_Given material_.

** Begin **

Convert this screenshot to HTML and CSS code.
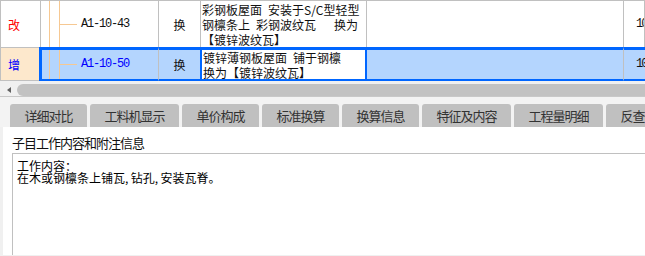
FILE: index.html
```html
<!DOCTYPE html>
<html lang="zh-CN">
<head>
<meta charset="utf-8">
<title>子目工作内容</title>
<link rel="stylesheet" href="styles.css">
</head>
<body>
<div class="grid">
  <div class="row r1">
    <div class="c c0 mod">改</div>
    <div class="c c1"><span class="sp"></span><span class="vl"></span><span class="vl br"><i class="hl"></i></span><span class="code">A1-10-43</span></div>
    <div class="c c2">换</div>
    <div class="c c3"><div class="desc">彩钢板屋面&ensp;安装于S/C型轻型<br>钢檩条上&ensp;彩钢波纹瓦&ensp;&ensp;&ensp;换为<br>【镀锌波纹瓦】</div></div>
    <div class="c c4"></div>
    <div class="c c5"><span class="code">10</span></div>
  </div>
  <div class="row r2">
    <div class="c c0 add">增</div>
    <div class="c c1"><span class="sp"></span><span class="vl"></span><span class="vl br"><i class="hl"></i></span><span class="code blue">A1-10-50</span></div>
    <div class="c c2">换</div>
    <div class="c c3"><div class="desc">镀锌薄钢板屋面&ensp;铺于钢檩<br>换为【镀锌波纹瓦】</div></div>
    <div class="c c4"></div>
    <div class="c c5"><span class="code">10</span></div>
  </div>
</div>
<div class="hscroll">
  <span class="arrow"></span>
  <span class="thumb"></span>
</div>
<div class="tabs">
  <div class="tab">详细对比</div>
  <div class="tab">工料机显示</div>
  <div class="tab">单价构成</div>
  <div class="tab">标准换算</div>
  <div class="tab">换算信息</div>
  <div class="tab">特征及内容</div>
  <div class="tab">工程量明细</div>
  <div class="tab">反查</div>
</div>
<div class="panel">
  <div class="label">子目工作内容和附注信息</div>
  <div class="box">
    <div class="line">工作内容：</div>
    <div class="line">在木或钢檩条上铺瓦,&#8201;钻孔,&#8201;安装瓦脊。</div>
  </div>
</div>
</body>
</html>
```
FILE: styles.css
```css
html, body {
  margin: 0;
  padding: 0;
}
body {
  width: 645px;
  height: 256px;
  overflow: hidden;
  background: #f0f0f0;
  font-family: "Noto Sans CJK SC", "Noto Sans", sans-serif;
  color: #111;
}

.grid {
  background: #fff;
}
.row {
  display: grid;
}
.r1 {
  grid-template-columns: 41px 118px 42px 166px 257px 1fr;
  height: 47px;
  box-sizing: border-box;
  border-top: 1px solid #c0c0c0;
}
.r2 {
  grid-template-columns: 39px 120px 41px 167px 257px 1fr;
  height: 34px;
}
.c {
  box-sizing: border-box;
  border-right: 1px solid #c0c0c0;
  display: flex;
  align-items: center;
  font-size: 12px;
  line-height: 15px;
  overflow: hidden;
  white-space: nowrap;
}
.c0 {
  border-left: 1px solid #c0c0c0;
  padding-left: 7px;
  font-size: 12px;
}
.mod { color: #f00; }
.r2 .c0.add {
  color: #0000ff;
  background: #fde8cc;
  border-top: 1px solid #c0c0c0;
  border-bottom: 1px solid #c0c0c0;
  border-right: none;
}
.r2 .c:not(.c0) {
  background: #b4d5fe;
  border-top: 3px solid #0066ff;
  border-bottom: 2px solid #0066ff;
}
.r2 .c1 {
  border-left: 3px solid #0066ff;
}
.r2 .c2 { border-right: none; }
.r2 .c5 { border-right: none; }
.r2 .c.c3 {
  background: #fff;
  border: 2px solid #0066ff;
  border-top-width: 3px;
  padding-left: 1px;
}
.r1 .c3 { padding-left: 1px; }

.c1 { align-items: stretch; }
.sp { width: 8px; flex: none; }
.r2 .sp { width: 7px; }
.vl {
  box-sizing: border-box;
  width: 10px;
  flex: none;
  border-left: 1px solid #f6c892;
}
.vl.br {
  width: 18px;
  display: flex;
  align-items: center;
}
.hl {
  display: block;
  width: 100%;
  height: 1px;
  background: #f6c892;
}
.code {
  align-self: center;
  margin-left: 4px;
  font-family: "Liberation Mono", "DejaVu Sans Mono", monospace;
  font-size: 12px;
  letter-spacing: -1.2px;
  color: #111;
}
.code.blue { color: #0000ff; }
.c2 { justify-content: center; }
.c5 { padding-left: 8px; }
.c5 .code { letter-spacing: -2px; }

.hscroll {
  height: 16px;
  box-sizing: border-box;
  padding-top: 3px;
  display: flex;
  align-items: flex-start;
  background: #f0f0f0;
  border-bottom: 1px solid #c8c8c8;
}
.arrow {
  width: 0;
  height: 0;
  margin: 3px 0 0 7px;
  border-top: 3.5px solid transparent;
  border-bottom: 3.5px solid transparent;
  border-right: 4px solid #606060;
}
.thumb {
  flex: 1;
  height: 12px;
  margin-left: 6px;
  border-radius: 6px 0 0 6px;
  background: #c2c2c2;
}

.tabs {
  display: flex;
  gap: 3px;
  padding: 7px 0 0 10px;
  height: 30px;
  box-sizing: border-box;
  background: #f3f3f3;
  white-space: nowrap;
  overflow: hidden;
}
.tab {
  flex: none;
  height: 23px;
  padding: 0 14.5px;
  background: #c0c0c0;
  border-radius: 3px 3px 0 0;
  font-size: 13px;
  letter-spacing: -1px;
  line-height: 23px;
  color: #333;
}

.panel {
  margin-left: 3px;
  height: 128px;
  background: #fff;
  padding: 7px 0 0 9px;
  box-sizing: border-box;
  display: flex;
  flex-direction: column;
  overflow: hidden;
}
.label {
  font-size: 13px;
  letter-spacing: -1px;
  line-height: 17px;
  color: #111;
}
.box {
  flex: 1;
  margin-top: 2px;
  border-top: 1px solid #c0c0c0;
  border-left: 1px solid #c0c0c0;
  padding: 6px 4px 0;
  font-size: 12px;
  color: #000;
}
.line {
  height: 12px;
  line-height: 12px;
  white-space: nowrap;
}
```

** End **

_Challenge_.
Reproduce all of the data exactly, omitting each picture it holds.

_Solution to the exercise_.
Convert this screenshot to HTML and CSS code.
FILE: index.html
```html
<!DOCTYPE html>
<html lang="zh-CN">
<head>
<meta charset="utf-8">
<title>子目工作内容</title>
<link rel="stylesheet" href="styles.css">
</head>
<body>
<div class="grid">
  <div class="row r1">
    <div class="c c0 mod">改</div>
    <div class="c c1"><span class="sp"></span><span class="vl"></span><span class="vl br"><i class="hl"></i></span><span class="code">A1-10-43</span></div>
    <div class="c c2">换</div>
    <div class="c c3"><div class="desc">彩钢板屋面&ensp;安装于S/C型轻型<br>钢檩条上&ensp;彩钢波纹瓦&ensp;&ensp;&ensp;换为<br>【镀锌波纹瓦】</div></div>
    <div class="c c4"></div>
    <div class="c c5"><span class="code">10</span></div>
  </div>
  <div class="row r2">
    <div class="c c0 add">增</div>
    <div class="c c1"><span class="sp"></span><span class="vl"></span><span class="vl br"><i class="hl"></i></span><span class="code blue">A1-10-50</span></div>
    <div class="c c2">换</div>
    <div class="c c3"><div class="desc">镀锌薄钢板屋面&ensp;铺于钢檩<br>换为【镀锌波纹瓦】</div></div>
    <div class="c c4"></div>
    <div class="c c5"><span class="code">10</span></div>
  </div>
</div>
<div class="hscroll">
  <span class="arrow"></span>
  <span class="thumb"></span>
</div>
<div class="tabs">
  <div class="tab">详细对比</div>
  <div class="tab">工料机显示</div>
  <div class="tab">单价构成</div>
  <div class="tab">标准换算</div>
  <div class="tab">换算信息</div>
  <div class="tab">特征及内容</div>
  <div class="tab">工程量明细</div>
  <div class="tab">反查</div>
</div>
<div class="panel">
  <div class="label">子目工作内容和附注信息</div>
  <div class="box">
    <div class="line">工作内容：</div>
    <div class="line">在木或钢檩条上铺瓦,&#8201;钻孔,&#8201;安装瓦脊。</div>
  </div>
</div>
</body>
</html>
```
FILE: styles.css
```css
html, body {
  margin: 0;
  padding: 0;
}
body {
  width: 645px;
  height: 256px;
  overflow: hidden;
  background: #f0f0f0;
  font-family: "Noto Sans CJK SC", "Noto Sans", sans-serif;
  color: #111;
}

.grid {
  background: #fff;
}
.row {
  display: grid;
}
.r1 {
  grid-template-columns: 41px 118px 42px 166px 257px 1fr;
  height: 47px;
  box-sizing: border-box;
  border-top: 1px solid #c0c0c0;
}
.r2 {
  grid-template-columns: 39px 120px 41px 167px 257px 1fr;
  height: 34px;
}
.c {
  box-sizing: border-box;
  border-right: 1px solid #c0c0c0;
  display: flex;
  align-items: center;
  font-size: 12px;
  line-height: 15px;
  overflow: hidden;
  white-space: nowrap;
}
.c0 {
  border-left: 1px solid #c0c0c0;
  padding-left: 7px;
  font-size: 12px;
}
.mod { color: #f00; }
.r2 .c0.add {
  color: #0000ff;
  background: #fde8cc;
  border-top: 1px solid #c0c0c0;
  border-bottom: 1px solid #c0c0c0;
  border-right: none;
}
.r2 .c:not(.c0) {
  background: #b4d5fe;
  border-top: 3px solid #0066ff;
  border-bottom: 2px solid #0066ff;
}
.r2 .c1 {
  border-left: 3px solid #0066ff;
}
.r2 .c2 { border-right: none; }
.r2 .c5 { border-right: none; }
.r2 .c.c3 {
  background: #fff;
  border: 2px solid #0066ff;
  border-top-width: 3px;
  padding-left: 1px;
}
.r1 .c3 { padding-left: 1px; }

.c1 { align-items: stretch; }
.sp { width: 8px; flex: none; }
.r2 .sp { width: 7px; }
.vl {
  box-sizing: border-box;
  width: 10px;
  flex: none;
  border-left: 1px solid #f6c892;
}
.vl.br {
  width: 18px;
  display: flex;
  align-items: center;
}
.hl {
  display: block;
  width: 100%;
  height: 1px;
  background: #f6c892;
}
.code {
  align-self: center;
  margin-left: 4px;
  font-family: "Liberation Mono", "DejaVu Sans Mono", monospace;
  font-size: 12px;
  letter-spacing: -1.2px;
  color: #111;
}
.code.blue { color: #0000ff; }
.c2 { justify-content: center; }
.c5 { padding-left: 8px; }
.c5 .code { letter-spacing: -2px; }

.hscroll {
  height: 16px;
  box-sizing: border-box;
  padding-top: 3px;
  display: flex;
  align-items: flex-start;
  background: #f0f0f0;
  border-bottom: 1px solid #c8c8c8;
}
.arrow {
  width: 0;
  height: 0;
  margin: 3px 0 0 7px;
  border-top: 3.5px solid transparent;
  border-bottom: 3.5px solid transparent;
  border-right: 4px solid #606060;
}
.thumb {
  flex: 1;
  height: 12px;
  margin-left: 6px;
  border-radius: 6px 0 0 6px;
  background: #c2c2c2;
}

.tabs {
  display: flex;
  gap: 3px;
  padding: 7px 0 0 10px;
  height: 30px;
  box-sizing: border-box;
  background: #f3f3f3;
  white-space: nowrap;
  overflow: hidden;
}
.tab {
  flex: none;
  height: 23px;
  padding: 0 14.5px;
  background: #c0c0c0;
  border-radius: 3px 3px 0 0;
  font-size: 13px;
  letter-spacing: -1px;
  line-height: 23px;
  color: #333;
}

.panel {
  margin-left: 3px;
  height: 128px;
  background: #fff;
  padding: 7px 0 0 9px;
  box-sizing: border-box;
  display: flex;
  flex-direction: column;
  overflow: hidden;
}
.label {
  font-size: 13px;
  letter-spacing: -1px;
  line-height: 17px;
  color: #111;
}
.box {
  flex: 1;
  margin-top: 2px;
  border-top: 1px solid #c0c0c0;
  border-left: 1px solid #c0c0c0;
  padding: 6px 4px 0;
  font-size: 12px;
  color: #000;
}
.line {
  height: 12px;
  line-height: 12px;
  white-space: nowrap;
}
```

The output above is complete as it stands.